Diviser les décideurs...

La lutte s’annonce encore longue et difficile mais elle a permis d’accentuer la contradiction inhérente à la présence d’Europe Écologie Les Verts (EELV) au gouvernement et de pointer les faiblesses de l’exécutif, notamment de Jean-Marc Ayrault, premier ministre et ancien maire de Nantes très investi dans le projet.

De plus, des questionnements émergent au sein des actionnaires de Vinci avec des propositions d’indemnisation qui soulignent l’injustice dont ont été victimes les habitants – certains paysans se sont vus proposer par Vinci un prix de rachat du terrain inférieur au prix de 1977 – et le malaise face à la résistance de la population.

… et unifier les opposants

MP

La cohabitation de l’ensemble des composantes du mouvement – des autonomes au Modem – reste un enjeu quotidien. Cependant, au-delà de certaines divergences sur la façon dont la lutte doit se mener, la cause qui unit l’ensemble des opposants semble l’emporter. Des journées de reconstruction sont déjà annoncées, des comités de soutien voient le jour un peu partout en France et en Europe. Environ cinq cents personnes dont des paysans et leurs tracteurs sont restées dans les habitations construites le 17 et les jours suivants et une permanence agricole a été mise en place au Rosier (prochaine maison menacée d’expulsion), l’idée est « d’assurer une présence agricole auprès des habitants qui résistent » et de laisser une vingtaine de tracteurs sur place « pour une durée indéterminée ».
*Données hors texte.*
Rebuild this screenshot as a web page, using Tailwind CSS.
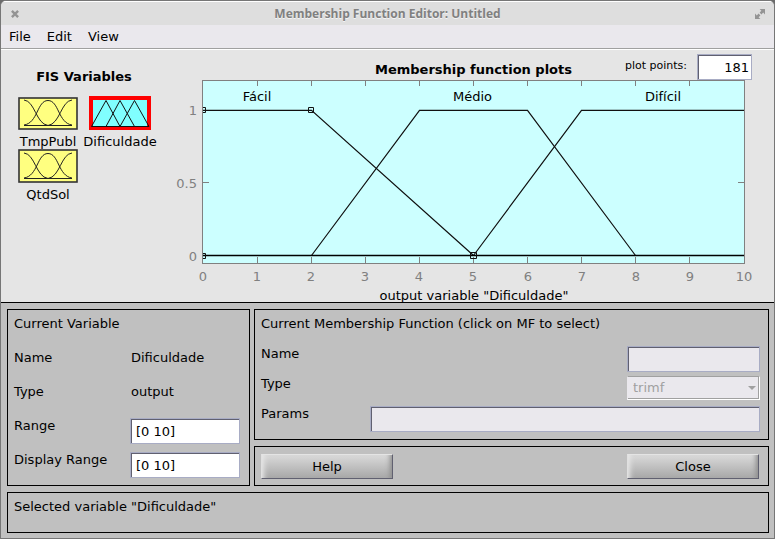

L’unité d’action, le respect mutuel des différents opposants et l’énergie créatrice de cette lutte doivent permettre de bouter Vinci et ses légions hors du bocage et d’envoyer Jean-Marc Ayrault au tapis. Le changement on ne l’attend pas, on le crée ici et maintenant jusqu’à la victoire !

Collectif AL Nantes

[1Le bocage de Notre-Dame-des-Landes est composé à 98 % de prairies humides typiques du bassin versant de la Loire, cette zone préservée à la biodiversité exceptionnelle est ainsi très importante pour le fleuve.